Summary — SB 1936 (Rafael Wordlaw Act)

Status and timing
- Introduced by Sen. Willie Preston (with Rep. Juan “Chuy” Hinojosa listed as sponsor) and filed in February 2025.
- Passed both chambers in May 2025, enrolled and sent to the Governor, signed 6/20/2025.
- Effective date: September 1, 2025.

Purpose
- To expand and strengthen Illinois criminal law related to certain firearm modifications, high-capacity magazines, and "ghost gun" components, increase penalties for related offenses, and permit extended-term sentencing for specified firearms crimes. The Act is cited as the Rafael Wordlaw Act.
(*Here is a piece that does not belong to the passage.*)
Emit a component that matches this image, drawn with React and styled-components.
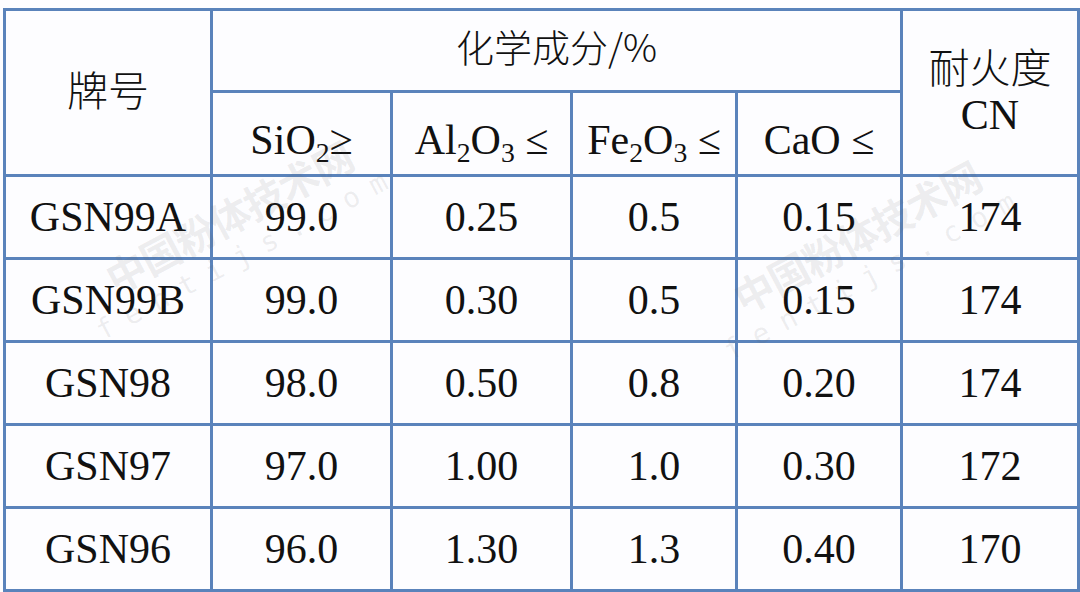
import styled, { createGlobalStyle } from "styled-components";

const rows = [
  { grade: "GSN99A", sio2: "99.0", al2o3: "0.25", fe2o3: "0.5", cao: "0.15", cn: "174" },
  { grade: "GSN99B", sio2: "99.0", al2o3: "0.30", fe2o3: "0.5", cao: "0.15", cn: "174" },
  { grade: "GSN98", sio2: "98.0", al2o3: "0.50", fe2o3: "0.8", cao: "0.20", cn: "174" },
  { grade: "GSN97", sio2: "97.0", al2o3: "1.00", fe2o3: "1.0", cao: "0.30", cn: "172" },
  { grade: "GSN96", sio2: "96.0", al2o3: "1.30", fe2o3: "1.3", cao: "0.40", cn: "170" },
];

const colWidths = [207, 180, 180, 165, 165, 177];

// faint site watermark, placed over the table
const marks = [
  { left: 62, top: 262 },
  { left: 690, top: 282 },
];

const App = () => {
  return (
    <Page>
      <GlobalStyle />
      <Frame>
        <Table>
          <colgroup>
            {colWidths.map((w, i) => (
              <col key={i} style={{ width: w }} />
            ))}
          </colgroup>
          <thead>
            <HeadRow $height={82}>
              <Cell rowSpan={2} $cjk>
                牌号
              </Cell>
              <Cell colSpan={4} $cjk $small>
                化学成分/%
              </Cell>
              <Cell rowSpan={2} $cjk>
                <Stack>
                  <span>耐火度</span>
                  <Latin>CN</Latin>
                </Stack>
              </Cell>
            </HeadRow>
            <HeadRow $height={84}>
              <Cell $lower>
                SiO<Sub>2</Sub>≥
              </Cell>
              <Cell $lower>
                Al<Sub>2</Sub>O<Sub>3</Sub> ≤
              </Cell>
              <Cell $lower>
                Fe<Sub>2</Sub>O<Sub>3</Sub> ≤
              </Cell>
              <Cell $lower>CaO ≤</Cell>
            </HeadRow>
          </thead>
          <tbody>
            {rows.map((row) => (
              <BodyRow key={row.grade}>
                <Cell>{row.grade}</Cell>
                <Cell>{row.sio2}</Cell>
                <Cell>{row.al2o3}</Cell>
                <Cell>{row.fe2o3}</Cell>
                <Cell>{row.cao}</Cell>
                <Cell>{row.cn}</Cell>
              </BodyRow>
            ))}
          </tbody>
        </Table>

        {marks.map((m, i) => (
          <Watermark key={i} style={{ left: m.left, top: m.top }}>
            <MarkTitle>中国粉体技术网</MarkTitle>
            <MarkUrl>fentijs.com</MarkUrl>
          </Watermark>
        ))}
      </Frame>
    </Page>
  );
};

const GlobalStyle = createGlobalStyle`
  html, body {
    margin: 0;
    padding: 0;
    background: #ffffff;
  }
`;

const Page = styled.div`
  width: 1080px;
  height: 592px;
  padding: 8px 3px 0 3px;
  box-sizing: border-box;
  background: #fdfdff;
  overflow: hidden;
`;

const Frame = styled.div`
  position: relative;
  width: 1074px;
`;

const Table = styled.table`
  width: 1074px;
  table-layout: fixed;
  border-collapse: collapse;
  border: 3px solid #5a83bb;
  font-family: "Liberation Serif", "Noto Sans CJK SC", serif;
  color: #111111;
`;

const HeadRow = styled.tr`
  height: ${({ $height }) => $height}px;
`;

const BodyRow = styled.tr`
  height: 83px;
`;

const Cell = styled.td`
  border: 3px solid #5a83bb;
  padding: ${({ $cjk, $lower }) => ($cjk ? "0 0 9px" : $lower ? "12px 0 0" : "0")};
  text-align: center;
  vertical-align: middle;
  font-size: ${({ $cjk, $small }) => ($small ? "38px" : $cjk ? "41px" : "42px")};
  font-family: ${({ $cjk }) =>
    $cjk
      ? '"Noto Sans CJK SC", "Liberation Serif", sans-serif'
      : '"Liberation Serif", "Noto Sans CJK SC", serif'};
  font-weight: ${({ $cjk }) => ($cjk ? 300 : 400)};
  line-height: 1;
  white-space: nowrap;
`;

const Stack = styled.div`
  display: flex;
  flex-direction: column;
  align-items: center;
  gap: 8px;
  margin-top: 4px;
`;

const Latin = styled.span`
  font-family: "Liberation Serif", serif;
  font-size: 42px;
  font-weight: 400;
`;

const Sub = styled.sub`
  font-size: 0.66em;
  vertical-align: -0.28em;
  line-height: 0;
`;

const Watermark = styled.div`
  position: absolute;
  transform: rotate(-28deg);
  transform-origin: left top;
  pointer-events: none;
  display: flex;
  flex-direction: column;
  align-items: center;
  color: rgba(90, 90, 90, 0.1);
`;

const MarkTitle = styled.span`
  font-family: "Noto Sans CJK SC", sans-serif;
  font-weight: 700;
  font-size: 40px;
  letter-spacing: -1px;
  white-space: nowrap;
`;

const MarkUrl = styled.span`
  font-family: "DejaVu Sans Mono", monospace;
  font-size: 28px;
  letter-spacing: 14px;
  margin-top: -4px;
  white-space: nowrap;
`;

export default App;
Key provisions and substantive changes
- Definitions and scope
- Expands the statutory definition of "machine gun" to include any firearm modified or equipped with a forced reset trigger (explicitly including auto-switches or binary switches). A "forced reset trigger" is defined as parts designed or intended to convert a weapon to fire more than one shot automatically by a single trigger function.
- Defines "high-capacity magazine" as a magazine, belt, drum, feed strip or similar device with capacity of more than 15 rounds; excludes tubular devices designed only for .22 caliber rimfire ammunition.

  • New/expanded offenses

    • Unlawful possession of weapons is expanded to cover knowingly selling, manufacturing, purchasing, possessing, or carrying any firearm modified or equipped with a high-capacity magazine.
    • Aggravated unlawful possession: carrying or possessing a weapon modified or equipped with a forced reset trigger (including auto-switch/binary switch), or a high-capacity magazine, is elevated to a Class X felony.
  • Ghost-gun component penalties

    • Persons who knowingly sell, offer to sell, or transfer unserialized unfinished frames or receivers or unserialized firearms face increased penalties: first violation becomes a Class 2 felony (previously Class 4); second or subsequent violation becomes a Class 1 felony (previously Class 2).
  • Sentencing enhancements

    • Courts are permitted to impose extended-term sentences for specified firearms violations under the Unified Code of Corrections.
    • If the firearm used in an offense was outfitted with parts intended to convert it into a machine gun or enable a high-capacity magazine, an additional 5 consecutive years shall be added on to the 15-, 20-, or 25-years-to-life enhancements already applicable in certain circumstances.

Who is affected
- Private individuals who own, modify, carry, sell, or transfer firearms — particularly those who install or trade parts like forced-reset devices, auto-switches, binary switches, or high-capacity magazines.
- Sellers/manufacturers and persons dealing in unserialized unfinished frames/receivers (commonly called "ghost gun" components).
- Law enforcement, prosecutors, and courts (new charging options, higher felony classifications, and expanded sentencing authority).

Notes and implementation
- The bill both revises Criminal Code (720 ILCS 5/24-1 and related sections) and amends the Unified Code of Corrections to permit extended-term sentencing and the specified 5-year consecutive enhancement.
- Effective for offenses committed on or after 9/1/2025.

Compiled from official sources — confirm details with the bill’s official record.